Leia a entrevista na íntegra

Mariana Koury: A diferenciação em relação ao protagonismo é que quando falamos em “protagonista” se pressupõe que as crianças são os atores principais da ação. Quando falamos em participação entendemos que, principalmente no que diz respeito às discussões sobre contextos mais amplos como a cidade, todos têm importante papel no debate e tem o direito de incidir sobre os temas a partir das suas vivências específicas como grupos sociais.

Mariana Koury: Uma criança que participa, em qualquer nível, se sente pertencente àquele espaço, produzindo assim uma vivência que faz mais sentindo para ela, desenvolvendo sua autonomia, autoestima e habilidades sociais.

“A promoção de espaços de participação da criança também ajuda na formação de adultos mais críticos”

Partimos do entendimento de que as crianças já são cidadãs e não precisamos esperar um futuro para efetivar e garantir esse seu direito.

Mariana Koury: Ao promover um espaço de participação infantil não basta levar as crianças para espaços dos adultos, em formatos de discussão pensado para e por os adultos, pois assim a criança pode acabar ferida no seu direito mais essencial que é o de ser criança. Por isso, ao propor um momento de escuta e participação das crianças, é fundamental utilizar metodologias adequadas à faixa etária e contexto cultural do grupo com o qual se está trabalhando, utilizando ferramentas que dialoguem com o universo infantil, como brincadeiras, desenhos, faz de conta.

“O ideal é que o processo de participação das crianças seja feito em um espaço e com uma equipe que seja familiar para elas”

Em uma discussão com crianças e adultos é sempre preferível pensar que os adultos podem se adaptar à uma atividade pensada para os pequenos e não o contrário. Afinal, o que é bom para as crianças é bom para todo mundo!

A participação infantil pressupõe o direito à não-participação. Então, para evitar qualquer tipo de coerção é importante que seja respeitado o desejo de uma criança não participar do que está sendo proposto, sempre com um diálogo muito claro e sincero entre todos os envolvidos, explicando cada etapa do que vai ser realizado, pedindo sugestões sobre a atividade às crianças, os motivos pelos quais se está fazendo aquilo e deixando-as confortável para optar por não participar.

Convidá-las a avaliar um projeto ou oficina ajuda na construção de atividades que façam mais sentindo para elas.

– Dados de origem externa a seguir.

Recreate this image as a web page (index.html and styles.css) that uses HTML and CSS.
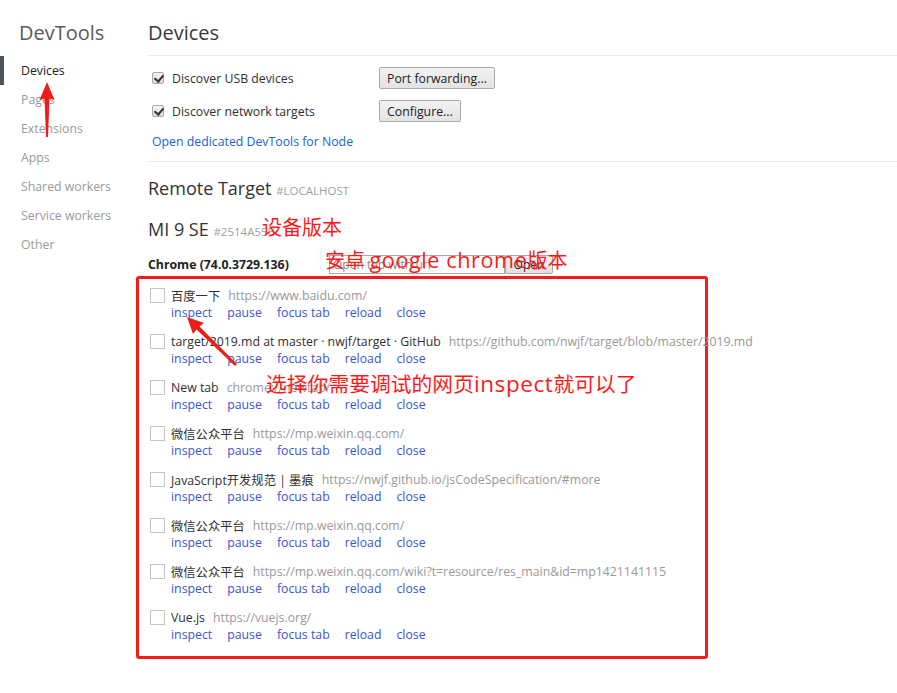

Mariana Koury:  O principal espaço de participação das crianças nas escolas é o Grêmio e os representantes de turma. Além disso, algumas escolas e creches formam conselhos de alunos que discutem sobre o funcionamento da instituição. É fundamental que as escolas, local onde as crianças passam uma boa parte do seu dia, proporcionem espaços de escuta e participação dos alunos, dialogando com seus desejos e olhares, pois assim a escola fica mais próxima à realidade dos estudantes, fazendo com que eles se sintam pertencentes a esse espaço.

“No âmbito familiar, é essencial estabelecer momentos de diálogo sincero, sem tomar decisões por elas, mas junto com elas, negociando uma tomada de decisão democrática”

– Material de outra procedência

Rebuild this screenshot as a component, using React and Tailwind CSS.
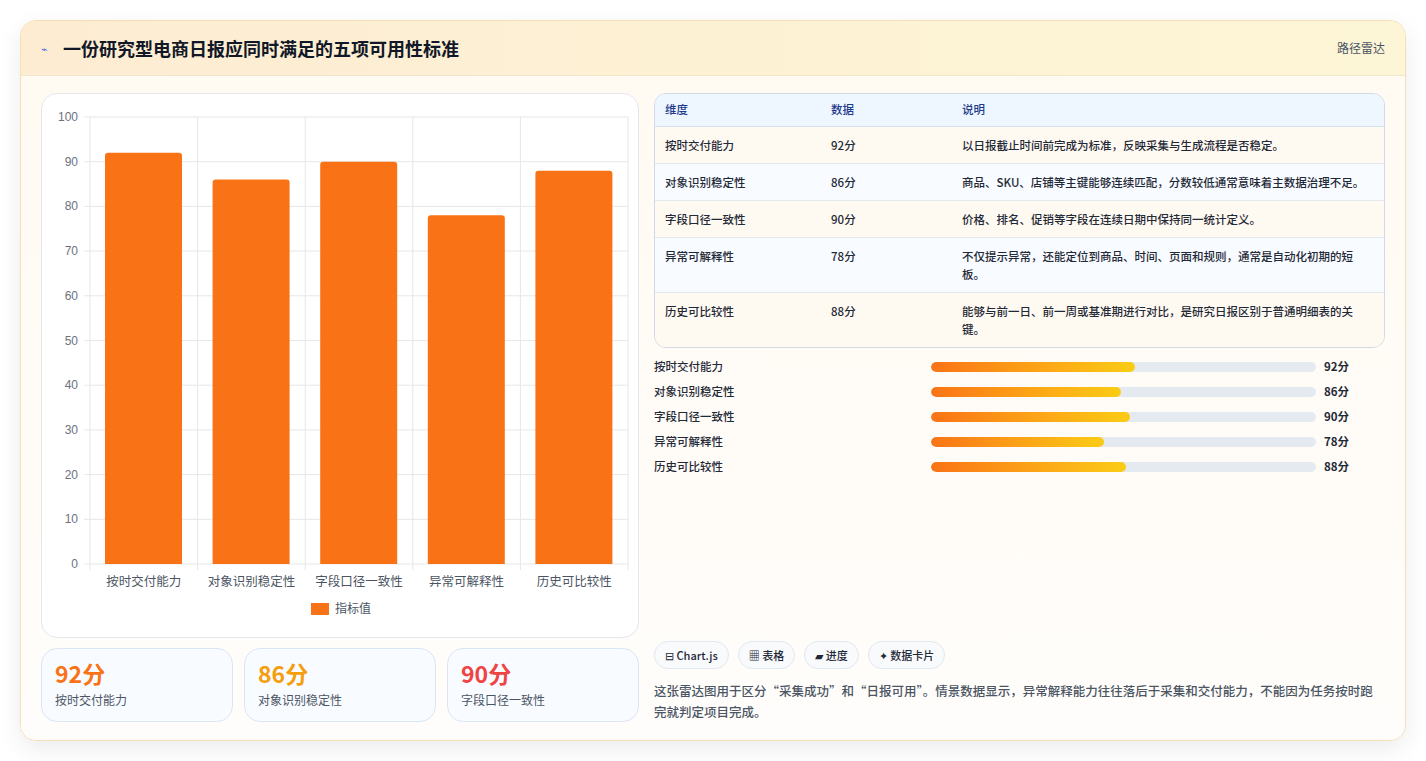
import React from "react";

const data = [
  { n: "按时交付能力", v: 92, w: 204, d: "以日报截止时间前完成为标准，反映采集与生成流程是否稳定。" },
  { n: "对象识别稳定性", v: 86, w: 190, d: "商品、SKU、店铺等主键能够连续匹配，分数较低通常意味着主数据治理不足。" },
  { n: "字段口径一致性", v: 90, w: 199, d: "价格、排名、促销等字段在连续日期中保持同一统计定义。" },
  { n: "异常可解释性", v: 78, w: 173, d: "不仅提示异常，还能定位到商品、时间、页面和规则，通常是自动化初期的短板。" },
  { n: "历史可比较性", v: 88, w: 195, d: "能够与前一日、前一周或基准期进行对比，是研究日报区别于普通明细表的关键。" },
];

function Chart() {
  const x0 = 48, x1 = 586, y0 = 470, yT = 23;
  const py = (v) => y0 - ((y0 - yT) * v) / 100;
  const cw = (x1 - x0) / 5;
  return (
    <svg width="596" height="542" style={{ fontFamily: "'Liberation Sans','Noto Sans CJK SC',sans-serif" }}>
      {[0, 10, 20, 30, 40, 50, 60, 70, 80, 90, 100].map((t) => (
        <g key={t}>
          <line x1={x0 - 6} x2={x1} y1={py(t)} y2={py(t)} stroke="#e5e7eb" />
          <text x={x0 - 12} y={py(t) + 4} textAnchor="end" fontSize="12" fill="#6b7280">{t}</text>
        </g>
      ))}
      {[0, 1, 2, 3, 4, 5].map((i) => (
        <line key={i} x1={x0 + cw * i} x2={x0 + cw * i} y1={yT} y2={y0 + 6} stroke="#e5e7eb" />
      ))}
      {data.map((d, i) => (
        <g key={d.n}>
          <path d={`M${x0 + cw * i + 15} ${y0} V${py(d.v) + 3} q0 -3 3 -3 h71 q3 0 3 3 V${y0} Z`} fill="#f97316" />
          <text x={x0 + cw * i + cw / 2} y={y0 + 22} textAnchor="middle" fontSize="12.5" fill="#4b5563">{d.n}</text>
        </g>
      ))}
      <rect x="269" y="509" width="18" height="12" fill="#f97316" />
      <text x="293" y="519" fontSize="12" fill="#4b5563">指标值</text>
    </svg>
  );
}

export default function App() {
  return (
    <div className="min-h-[761px] bg-white px-5 pt-5 pb-5" style={{ fontFamily: "'Noto Sans CJK SC','Noto Sans',sans-serif" }}>
      <div className="rounded-2xl border border-[#f6dfb8] bg-[#fffdf9] shadow-[0_8px_24px_rgba(0,0,0,0.08)] overflow-hidden">
        <div className="h-[55px] flex items-center justify-between px-5 bg-gradient-to-r from-[#fdecd2] to-[#fdf6d6] border-b border-[#f3e6cf]">
          <div className="flex items-center gap-2">
            <span className="text-[11px] text-[#4f6bd8] w-[14px]">⌁</span>
            <h1 className="text-[18px] font-bold text-[#111827]">一份研究型电商日报应同时满足的五项可用性标准</h1>
          </div>
          <span className="text-[12px] text-[#4b5563]">路径雷达</span>
        </div>
        <div className="flex gap-[15px] px-5 pt-[17px] pb-[18px] bg-gradient-to-b from-[#fffaf2] to-[#fffdfb]">
          <div className="w-[598px] flex flex-col gap-[10px]">
            <div className="h-[545px] rounded-2xl border border-[#e5e7eb] bg-white">
              <Chart />
            </div>
            <div className="grid grid-cols-3 gap-[11px]">
              {[["92分", "text-[#f97316]", "按时交付能力"], ["86分", "text-[#f59e0b]", "对象识别稳定性"], ["90分", "text-[#ef4444]", "字段口径一致性"]].map(([v, c, l]) => (
                <div key={l} className="h-[74px] rounded-2xl border border-[#dbe6f5] bg-[#f8fbff] px-[13px] pt-[8px]">
                  <div className={`text-[23px] font-bold leading-[32px] ${c}`}>{v}</div>
                  <div className="text-[12px] text-[#4b5563] mt-[2px]">{l}</div>
                </div>
              ))}
            </div>
          </div>
          <div className="flex-1 flex flex-col">
            <div className="rounded-xl border border-[#d1d9e6] overflow-hidden text-[11.5px] text-[#1f2937]">
              <div className="flex h-[33px] items-center bg-[#eef6ff] text-[#1e3a8a] font-medium border-b border-[#d6e2f0]">
                <div className="w-[176px] pl-[10px]">维度</div>
                <div className="w-[131px]">数据</div>
                <div className="flex-1">说明</div>
              </div>
              {data.map((d, i) => (
                <div key={d.n} className={`flex py-[9px] leading-[18px] border-b border-[#e3e8ef] last:border-b-0 ${i % 2 === 0 ? "bg-[#fffaf1]" : "bg-[#f8fbff]"}`}>
                  <div className="w-[176px] pl-[10px] font-medium">{d.n}</div>
                  <div className="w-[131px] font-medium">{d.v}分</div>
                  <div className="flex-1 pr-[14px] font-medium">{d.d}</div>
                </div>
              ))}
            </div>
            <div className="mt-[10px] flex flex-col gap-[7px]">
              {data.map((d) => (
                <div key={d.n} className="flex items-center h-[18px] text-[11.5px] font-medium text-[#1f2937]">
                  <div className="w-[277px]">{d.n}</div>
                  <div className="w-[385px] h-[10px] rounded-full bg-[#e5e9f0] overflow-hidden">
                    <div className="h-full rounded-full bg-gradient-to-r from-[#f97316] to-[#facc15]" style={{ width: d.w }} />
                  </div>
                  <div className="ml-[8px] font-bold">{d.v}分</div>
                </div>
              ))}
            </div>
            <div className="flex-1" />
            <div className="flex gap-[9px] text-[11px] font-medium text-[#1f2937]">
              {["⊟ Chart.js", "▦ 表格", "▰ 进度", "✦ 数据卡片"].map((c) => (
                <span key={c} className="h-[28px] flex items-center px-[10px] rounded-full border border-[#e2e8f0] bg-[#f8fafc]">{c}</span>
              ))}
            </div>
            <p className="mt-[11px] text-[12.5px] leading-[21px] text-[#4b5563] font-medium">这张雷达图用于区分“采集成功”和“日报可用”。情景数据显示，异常解释能力往往落后于采集和交付能力，不能因为任务按时跑完就判定项目完成。</p>
          </div>
        </div>
      </div>
    </div>
  );
}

Em abril de 2015, realizamos uma escuta de crianças durante a Conferência Municipal dos Direitos da Criança e do Adolescente e nas discussões sobre as famílias as crianças reclamaram que têm pouco tempo para brincar e conversar com os pais e gostariam de poder ficar mais tempo com eles. Essa fala é muito importante e nos faz refletir sobre como poderíamos garantir este espaço.

Mariana Koury:  O fundamental é respeitar seu tempo e suas linguagens, utilizando recursos que dialoguem com o seu universo, como as rodinhas de conversa, o brincar, o faz de conta e a contação de história. Mesmo as crianças bem pequenas têm muita coisa para dizer!

Inspiração no Brasil e no mundo

No Brasil, na Fundação Casa Grande Memorial do Homem Kariri, vencedora do Primeiro Prêmio Nacional de Projetos com Participação Infantil, no interior do Ceará, as crianças fazem a gestão de um centro cultural da cidade, que inclui, entre outras coisas, um museu arqueológico e uma rádio, da qual elas fazem a programação e a locução. Ao visitar o espaço, são as crianças que apresentam tudo o que acontece por ali.

Internacionalmente, a Índia tem um projeto chamado Humara Bachpan em que as crianças formam clubes de discussão sobre suas comunidades e pressionam o poder público local para a efetivação de melhorias.